As Canadian institutions have started to realize the value of greater community support (see this note on recent initiatives in Ontario here), they have followed the same kinds of routes as European universities, mainly emphasizing their role in entrepreneurship (see any number of “incubator” initiatives) or, God help us, promoting their role in “innovation” (usually followed by pleas for research infrastructure). Still, outside the prairies they are fairly new at this.
Might this change? I think it’s quite difficult to do, in some ways. Canadian universities are so loosely coupled, and institutions have such little control over what faculty actually do, that it’s hard to imagine any administration trying to steer an institution towards community commitments that involved the whole campus.
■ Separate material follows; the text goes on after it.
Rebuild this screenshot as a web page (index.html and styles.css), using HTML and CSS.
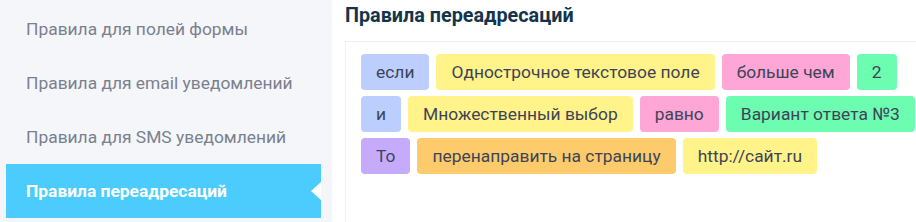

In some ways, the entrepreneurialism/business incubator angle is easier precisely because it can be done without asking any teaching faculty to change anything they currently do (see Ryerson’s DMZ, for instance). For institution-wide change, an institution would have to change the incentive structure within institutions so that faculty saw greater value and reward in community-related work (and not just inside-the-academy community) either for themselves or for the department. It is possible to do – Simon Fraser seems to be making a serious go of being a community-focused institution, for instance – but it’s neither quick nor easy to achieve.
Being a “community focused” institution means marginalizing many of the pursuits which don’t enjoy obvious relevance in the immediate community. I teach Shakespeare, but I should hope that Titus Andronicus never becomes relevant anywhere. More broadly, if what universities study is not seen as relevant in the community, maybe the problem is with the community, not the university.
We should be wary of the Prussian model, with its association with Prussian militarism. Equally, we should be wary of the Wisconsin model, if it leads to the cuts to the humanities of U Wisconsin, Stevens Point.